With the rapid roll out of these new innovative tools, it is clear that the challenge will not be for students, who are already very agile, to take on board these devices. They have largely taken them on board in their private and professional lives with working from home, the massive adoption of videoconferencing solutions like Zoom or Teams, shared conversations and document exchanges (WhatsApp, Onedrive, etc.).

From now on, the continuity of traditional tutorials, in lecture halls or in classrooms, can be completely carried out remotely!

The challenge for lecturers will be to include collaborative work in their learning, in addition to remote teaching: how to foster interaction with the students who are less present, how to recreate classes that have become virtual, how to use written chat tools for interaction, how to check active presence, etc.

Outside education and training institutions, students will need new educational reference points, particularly in terms of time and methodology, personalised feedback, and assessments of their learning to know where they stand, etc.
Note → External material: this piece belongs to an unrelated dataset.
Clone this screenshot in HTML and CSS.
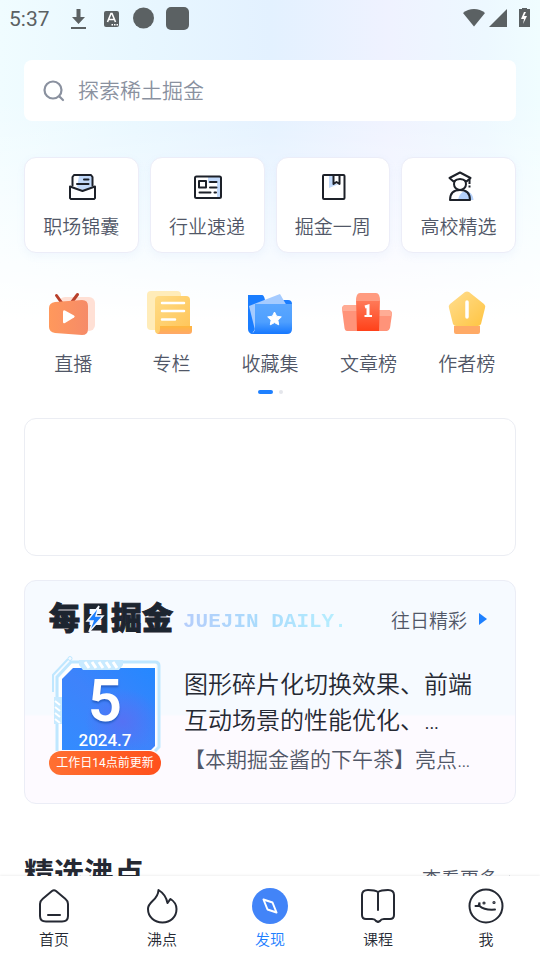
FILE: index.html
```html
<!DOCTYPE html>
<html lang="zh-CN">
<head>
  <meta charset="UTF-8">
  <meta name="viewport" content="width=device-width, initial-scale=1.0">
  <title>发现 - 稀土掘金</title>
  <link rel="stylesheet" href="styles.css">
</head>
<body>
  <div class="status">
    <span class="time">5:37</span>
    <svg class="status-left" width="112" height="24" viewBox="0 0 112 24" fill="#5b6163">
      <path d="M6.500 2h4v8h4.500l-6.500 7L2 10h4.500z"/>
      <path d="M1 20h15v2H1z"/>
      <rect x="34" y="4" width="15" height="16" rx="2"/>
      <path d="M37.500 15L41 6.500h1L45.500 15M39 12.500h5" fill="none" stroke="#fff" stroke-width="1.600"/>
      <path d="M41.500 17h1.500v1.500h-1.500zM44 17h1.500v1.500H44zM46.500 17H48v1.500h-1.500z" fill="#fff"/>
      <circle cx="73.500" cy="11" r="10.500"/>
      <rect x="96" y="0" width="23" height="23" rx="5"/>
    </svg>
    <svg class="status-right" width="68" height="22" viewBox="0 0 68 22" fill="#5b6163">
      <path d="M0 5C6-.5 16-.5 22 5L11 18.500z"/>
      <path d="M44 1v18H26z"/>
      <path d="M59 0h5v1h3v18H56V1h3z"/>
      <path d="M61 4l-3 7h3l-1 5 4-8h-3l2-4z" fill="#fff"/>
    </svg>
  </div>

  <div class="main">
    <label class="search">
      <svg width="24" height="24" viewBox="0 0 24 24" fill="none" stroke="#8a919f" stroke-width="2.200" stroke-linecap="round">
        <circle cx="11" cy="11" r="8.500"/>
        <path d="M17.500 17.500l3.500 3.500"/>
      </svg>
      <input type="text" placeholder="探索稀土掘金" aria-label="搜索">
    </label>

    <div class="cards">
      <a class="card" href="#">
        <svg width="32" height="32" viewBox="0 0 32 32" fill="none" stroke="#1d2129" stroke-width="2" stroke-linejoin="round" stroke-linecap="round">
          <path d="M14 5h13v11l-8 4-7-4z" fill="#c2dafb" stroke="none"/>
          <path d="M7.500 14.500V6l1.500-2h17l1.500 2v8.500M19 8.500h4.500M12 13h11.500"/>
          <path d="M5 15.500L17.500 20 30 15.500V27l-1 1H6l-1-1z" fill="#fff"/>
        </svg>
        <span>职场锦囊</span>
      </a>
      <a class="card" href="#">
        <svg width="32" height="32" viewBox="0 0 32 32" fill="none" stroke="#1d2129" stroke-width="2" stroke-linejoin="round" stroke-linecap="round">
          <path d="M17 6h12v20h-3V12h-9z" fill="#c2dafb" stroke="none"/>
          <rect x="4" y="5.500" width="26" height="21.500" rx="1.500"/>
          <rect x="8" y="10" width="7" height="6.500"/>
          <path d="M19 11h6.500M19 16.500h6.500M8.500 21.500h11M23.500 21.500h1.500"/>
        </svg>
        <span>行业速递</span>
      </a>
      <a class="card" href="#">
        <svg width="32" height="32" viewBox="0 0 32 32" fill="none" stroke="#1d2129" stroke-width="2" stroke-linejoin="round">
          <path d="M12 5h5v8h5l-10 4z" fill="#c2dafb" stroke="none"/>
          <rect x="6" y="4" width="21.500" height="24" rx="1"/>
          <path d="M16.500 4v9l3-2 3 2V4"/>
        </svg>
        <span>掘金一周</span>
      </a>
      <a class="card" href="#">
        <svg width="32" height="32" viewBox="0 0 32 32" fill="none" stroke="#1d2129" stroke-width="2" stroke-linejoin="round">
          <path d="M15 29c1-6 5-9 8-9s7 3 7.500 9z" fill="#b5d1fb" stroke="none"/>
          <path d="M7 29c0-6 3-10 10-10s10 4 10 10z"/>
          <circle cx="17" cy="13" r="6" fill="#fff"/>
          <path d="M6.500 7l10.500-5.500L27.500 7l-4 3.500c-4-3-9-3-13 0z" fill="#fff"/>
          <path d="M26.500 8v5M26.500 14.500v2"/>
        </svg>
        <span>高校精选</span>
      </a>
    </div>

    <div class="features">
      <a class="feature" href="#">
        <svg width="52" height="48" viewBox="0 0 52 48">
          <defs>
            <linearGradient id="tv" x1="0" y1="0" x2="1" y2="0"><stop offset="0" stop-color="#ff985c"/><stop offset="1" stop-color="#f68b68"/></linearGradient>
          </defs>
          <rect x="12" y="7" width="36" height="34" rx="6" fill="#ffe0d5"/>
          <path d="M9.500 5.500l5 7M30.500 4.500l-6 8" stroke="#b8402b" stroke-width="3" stroke-linecap="round"/>
          <path d="M8 12l27-2q6 0 6 6v23q0 6-6 6L8 43q-6-1-6-6V18q0-5 6-6z" fill="url(#tv)"/>
          <path d="M16 22v10q0 2 2 1l9-5.500q1.500-1 0-2L18 20.500q-2-1-2 1.500z" fill="#fff"/>
        </svg>
        <span>直播</span>
      </a>
      <a class="feature" href="#">
        <svg width="52" height="48" viewBox="0 0 52 48">
          <defs>
            <linearGradient id="paper" x1="0" y1="0" x2="1" y2="1"><stop offset="0" stop-color="#ffdb84"/><stop offset="1" stop-color="#ffc457"/></linearGradient>
            <linearGradient id="roll" x1="0" y1="0" x2="0" y2="1"><stop offset="0" stop-color="#ffb83e"/><stop offset="1" stop-color="#ffa86a"/></linearGradient>
          </defs>
          <path d="M5 1h26q4 0 4 4v35H5q-4 0-4-4V5q0-4 4-4z" fill="#ffecb9"/>
          <path d="M13 6h27q4 0 4 4v31l-4 3H13q-4 0-4-4V10q0-4 4-4z" fill="url(#paper)"/>
          <path d="M16 13h22M16 21h22M16 29.500h13" stroke="#fff" stroke-width="2.500" stroke-linecap="round"/>
          <path d="M14 36h32v5q0 3-3 3H11q3-1 3-5z" fill="url(#roll)"/>
        </svg>
        <span>专栏</span>
      </a>
      <a class="feature" href="#">
        <svg width="52" height="48" viewBox="0 0 52 48">
          <defs>
            <linearGradient id="folder" x1="0" y1="0" x2="0" y2="1"><stop offset="0" stop-color="#5ba7ff"/><stop offset=".6" stop-color="#4e9fff"/><stop offset="1" stop-color="#1678ff"/></linearGradient>
          </defs>
          <path d="M4 5h14q2 0 3 5h23q4 0 4 4v22H13l-5 8q-4-1-4-5z" fill="#1a7dff"/>
          <path d="M5 16L36 4l7 12v24H11z" fill="#a5cbff"/>
          <path d="M11 14h37v25q0 5-5 5H6q5-1 5-6z" fill="url(#folder)"/>
          <path d="M30.500 22l2.100 4.200 4.700.7-3.400 3.300.8 4.600-4.200-2.200-4.200 2.200.8-4.600-3.400-3.300 4.700-.7z" fill="#fff" stroke="#fff" stroke-linejoin="round"/>
        </svg>
        <span>收藏集</span>
      </a>
      <a class="feature" href="#">
        <svg width="52" height="48" viewBox="0 0 52 48">
          <defs>
            <linearGradient id="podium" x1="0" y1="0" x2="0" y2="1"><stop offset="0" stop-color="#ff7b5a"/><stop offset="1" stop-color="#ff4119"/></linearGradient>
          </defs>
          <path d="M4 15h14v26H5q-2 0-2.500-3L0 19q0-4 4-4z" fill="#ff9379"/>
          <path d="M3 15h12v6H0q0-6 3-6z" fill="#ffac95"/>
          <path d="M34 20h12q4 0 4 4l-2 14q-1 3-3 3H34z" fill="#ff9379"/>
          <path d="M36 20h10q4 0 4 6H36z" fill="#ffac95"/>
          <path d="M14 10h24l-1 31H15z" fill="url(#podium)"/>
          <path d="M18 3h16q4 0 4 8H14q0-8 4-8z" fill="#ff9b80"/>
          <path d="M22 17l3-1V26" fill="none" stroke="#fff" stroke-width="3" transform="translate(1)"/>
          <path d="M22.500 26h7.500" stroke="#fff" stroke-width="2"/>
        </svg>
        <span>文章榜</span>
      </a>
      <a class="feature" href="#">
        <svg width="52" height="48" viewBox="0 0 52 48">
          <defs>
            <linearGradient id="pen" x1="0" y1="0" x2="1" y2="1"><stop offset="0" stop-color="#ffde91"/><stop offset="1" stop-color="#ffc441"/></linearGradient>
          </defs>
          <path d="M24 2q2-1 4 0l15 12q2 2 1 4l-4 16q-1 2-3 2H15q-2 0-3-2L8 18q-1-2 1-4z" fill="url(#pen)"/>
          <path d="M26 12v15" stroke="#fff" stroke-width="3.500" stroke-linecap="round"/>
          <path d="M13 36h26v6q0 2-2 2H15q-2 0-2-2z" fill="#ffaa66"/>
        </svg>
        <span>作者榜</span>
      </a>
    </div>
    <div class="dots"><i class="current"></i><i></i></div>

    <div class="banner"></div>

    <div class="daily">
      <div class="daily-head">
        <h2 class="logo">每日掘金
          <svg width="20" height="28" viewBox="0 0 20 28"><path d="M14 1L2 16h6L4 27l14-16h-7z" fill="#1e80ff" stroke="#f7faff" stroke-width="1.500"/></svg>
        </h2>
        <span class="slogan">JUEJIN DAILY.</span>
        <a class="past" href="#">往日精彩
          <svg width="8" height="12" viewBox="0 0 8 12"><path d="M0 0l8 6-8 6z" fill="#1e80ff"/></svg>
        </a>
      </div>
      <div class="daily-body">
        <div class="calendar">
          <svg class="frame" width="112" height="100" viewBox="0 0 112 100" fill="none">
            <defs>
              <linearGradient id="cal" x1="0" y1="1" x2="1" y2="0"><stop offset="0" stop-color="#328cff"/><stop offset=".5" stop-color="#3e83fb"/><stop offset="1" stop-color="#2488ff"/></linearGradient>
              <radialGradient id="glow" cx=".65" cy=".65" r=".4"><stop offset="0" stop-color="#5572f4"/><stop offset="1" stop-color="#5572f4" stop-opacity="0"/></radialGradient>
            </defs>
            <path d="M10 94V22L23 7h84v87z" fill="#fff"/>
            <path d="M8 95V21L22 6h84q4 0 4 4v81l-4 4" stroke="#bfe7ff" stroke-width="3"/>
            <path d="M13 94V23l11-11h82v78l-4 4z" fill="url(#cal)"/>
            <path d="M13 94V23l11-11h82v78l-4 4z" fill="url(#glow)"/>
            <path d="M4 36V19L19 3" stroke="#bfe7ff" stroke-width="2"/>
            <circle cx="21" cy="2.500" r="2" stroke="#bfe7ff"/>
            <path d="M30 4h44v5l-4 5H34l-4-5z" fill="#c8eaff"/>
            <path d="M36 6l4 6M43 6l4 6M50 6l4 6M57 6l4 6M64 6l4 6" stroke="#fff" stroke-width="3"/>
            <path d="M5 41h8v27H5z" fill="#c8eaff"/>
            <path d="M6 45l5 4M6 51l5 4M6 57l5 4M6 63l5 4" stroke="#fff" stroke-width="2"/>
          </svg>
          <div class="day">5</div>
          <div class="month">2024.7</div>
          <div class="update">工作日14点前更新</div>
        </div>
        <div class="article">
          <h3>图形碎片化切换效果、前端互动场景的性能优化、…</h3>
          <p>【本期掘金酱的下午茶】亮点…</p>
        </div>
      </div>
    </div>

    <div class="section-head">
      <h2>精选沸点</h2>
      <a href="#">查看更多
        <svg width="8" height="10" viewBox="0 0 8 10" fill="none" stroke="#8a919f" stroke-width="1.500"><path d="M1 1l4 4-4 4"/></svg>
      </a>
    </div>
  </div>

  <nav class="tabs">
    <a href="#">
      <svg width="36" height="36" viewBox="0 0 36 36" fill="none" stroke="#252933" stroke-width="2" stroke-linejoin="round" stroke-linecap="round">
        <path d="M16 3q2-1.500 4 0l9.500 8q2.500 2 2.500 5v12q0 5.500-6 5.500H10q-6 0-6-5.500V16q0-3 2.500-5z"/>
        <path d="M12 27h12"/>
      </svg>
      <span>首页</span>
    </a>
    <a href="#">
      <svg width="36" height="36" viewBox="0 0 36 36" fill="none" stroke="#252933" stroke-width="2" stroke-linejoin="round" stroke-linecap="round">
        <path d="M14.500 2c5 3 8 8 9 13 1-1 2-3 3-4 4 2.500 6 6.500 6 10 0 8-6 13.500-14 13.500S4 29 4 21c0-8 10-8 10.500-19z"/>
      </svg>
      <span>沸点</span>
    </a>
    <a class="current" href="#">
      <svg width="36" height="36" viewBox="0 0 36 36" fill="none" stroke="#fff" stroke-width="2" stroke-linejoin="round">
        <circle cx="18" cy="18" r="18" fill="#4284f8" stroke="none"/>
        <path d="M11.500 11.500l9 3 4 10-9-3z"/>
      </svg>
      <span>发现</span>
    </a>
    <a href="#">
      <svg width="36" height="36" viewBox="0 0 36 36" fill="none" stroke="#252933" stroke-width="2" stroke-linejoin="round" stroke-linecap="round">
        <path d="M18 4Q15 2 8 2 2 2 2 7v20q0 4 4 4h6q3 0 4 2l2 1 2-1q1-2 4-2h6q4 0 4-4V7q0-5-6-5-7 0-10 2zM18 4v18"/>
      </svg>
      <span>课程</span>
    </a>
    <a href="#">
      <svg width="36" height="36" viewBox="0 0 36 36" fill="none" stroke="#252933" stroke-width="2" stroke-linecap="round">
        <circle cx="18" cy="18" r="16.500"/>
        <path d="M7.500 18h3l1-3.500v3.500c4 3.500 9 4 15.500 3.500"/>
        <circle cx="16" cy="15" r=".6"/>
        <circle cx="26" cy="14.500" r=".6"/>
      </svg>
      <span>我</span>
    </a>
  </nav>
</body>
</html>
```
FILE: styles.css
```css
* {
  margin: 0;
  padding: 0;
  box-sizing: border-box;
}
body {
  display: flex;
  flex-direction: column;
  height: 100vh;
  font-family: Roboto, "Noto Sans CJK SC", sans-serif;
  font-weight: 350;
  font-size: 19px;
  color: #515767;
  background:
    linear-gradient(to bottom, rgba(255,255,255,0) 100px, #fff 320px),
    linear-gradient(to right, #f0fcff 0%, #e8f7ff 25%, #e3f1ff 50%, #eff2ff 72%, #edf8ff 90%, #f0fdff 100%);
}
a {
  color: inherit;
  text-decoration: none;
}
svg {
  display: block;
  flex: none;
  overflow: visible;
}
.status {
  display: flex;
  align-items: center;
  height: 38px;
  padding: 0 9px;
}
.time {
  width: 61px;
  font-size: 21px;
  font-weight: 400;
  color: #5b6163;
}
.status-right {
  margin-left: auto;
}
.main {
  flex: 1;
  min-height: 0;
  padding: 22px 24px 0;
  overflow-y: auto;
  scrollbar-width: none;
}
.search {
  display: flex;
  align-items: center;
  gap: 12px;
  height: 61px;
  padding: 0 18px;
  border-radius: 8px;
  background-color: #fff;
}
.search input {
  flex: 1;
  min-width: 0;
  border: none;
  outline: none;
  background: none;
  font: inherit;
  font-size: 21px;
}
.search input::placeholder {
  color: #8a919f;
}
.cards {
  display: grid;
  grid-template-columns: repeat(4, 1fr);
  gap: 11px;
  margin-top: 36px;
}
.card {
  display: flex;
  flex-direction: column;
  align-items: center;
  gap: 11px;
  padding: 13px 0 10px;
  border: 1px solid #ecedf8;
  border-radius: 12px;
  background-color: #fff;
  box-shadow: 0 3px 8px rgba(120, 150, 230, .07);
  line-height: 28px;
}
.features {
  display: grid;
  grid-template-columns: repeat(5, 1fr);
  margin-top: 37px;
}
.feature {
  display: flex;
  flex-direction: column;
  align-items: center;
  gap: 13px;
  line-height: 28px;
}
.dots {
  display: flex;
  justify-content: center;
  gap: 6px;
  margin-top: 11px;
}
.dots i {
  width: 4px;
  height: 4px;
  border-radius: 2px;
  background-color: #e4e6eb;
}
.dots .current {
  width: 15px;
  background-color: #1e80ff;
}
.banner {
  height: 138px;
  margin-top: 24px;
  border: 1px solid #ebedf3;
  border-radius: 12px;
}
.daily {
  margin-top: 24px;
  padding: 20px 24px 28px;
  border: 1px solid #ebedf6;
  border-radius: 12px;
  background: linear-gradient(to bottom, #f6faff 60%, #fdfaff 61%);
}
.daily-head {
  display: flex;
  align-items: center;
  height: 36px;
}
.logo {
  position: relative;
  font-size: 31px;
  font-weight: 900;
  line-height: 36px;
  color: #1d2530;
  -webkit-text-stroke: 1px #1d2530;
}
.logo svg {
  position: absolute;
  top: 4px;
  left: 36px;
}
.slogan {
  margin-left: 10px;
  padding-top: 4px;
  font: bold 21px "Liberation Mono", monospace;
  color: transparent;
  background: linear-gradient(to right, #b5cdfb, #a9dcfc 50%, #b8f0ff);
  -webkit-background-clip: text;
  background-clip: text;
}
.past {
  display: flex;
  align-items: center;
  gap: 12px;
  margin-left: auto;
  padding-right: 4px;
}
.daily-body {
  display: flex;
  gap: 23px;
  margin-top: 19px;
}
.calendar {
  position: relative;
  width: 112px;
  padding-top: 15px;
  text-align: center;
  color: #fff;
}
.frame {
  position: absolute;
  top: 0;
  left: 0;
}
.day,
.month,
.update {
  position: relative;
}
.day {
  font-size: 60px;
  font-weight: 600;
  line-height: 60px;
  text-shadow: 0 2px 2px #2860c8;
}
.month {
  font-size: 17px;
  font-weight: 500;
  line-height: 19px;
}
.update {
  margin-top: 1px;
  border-radius: 12px;
  background: linear-gradient(to right, #ff7032, #ff501c);
  font-size: 12px;
  font-weight: 400;
  line-height: 24px;
  white-space: nowrap;
}
.article {
  flex: 1;
  min-width: 0;
  padding-top: 11px;
}
.article h3 {
  font-size: 24px;
  font-weight: 350;
  line-height: 36px;
  color: #252933;
}
.article p {
  margin-top: 6px;
  font-size: 21px;
  line-height: 30px;
  white-space: nowrap;
}
.section-head {
  display: flex;
  align-items: flex-end;
  justify-content: space-between;
  margin-top: 48px;
  line-height: 44px;
}
.section-head h2 {
  font-size: 30px;
  font-weight: 700;
  color: #252933;
}
.section-head a {
  display: flex;
  align-items: center;
  gap: 10px;
  line-height: 32px;
}
.tabs {
  display: grid;
  grid-template-columns: repeat(5, 1fr);
  padding: 12px 0 8px;
  background-color: #fff;
  box-shadow: 0 -1px 2px rgba(0, 0, 0, .06);
  z-index: 1;
}
.tabs a {
  display: flex;
  flex-direction: column;
  align-items: center;
  gap: 4px;
  font-size: 15px;
  line-height: 24px;
  color: #252933;
}
.tabs .current {
  color: #1e80ff;
}
```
Concerning these tools, some already exist, some still to be invented, standardised or in any case validated!
This is a question of developing new systems and methods, which make extensive use of remote learning resources, without losing the irreplaceable resources and advantages of face-to-face teaching.

In this unprecedented situation that is shaking up education, UNESCO has just launched a “global coalition” to accelerate the implementation of remote learning for 850 million students, especially for those who, at the moment, do not have access to it: this is good news!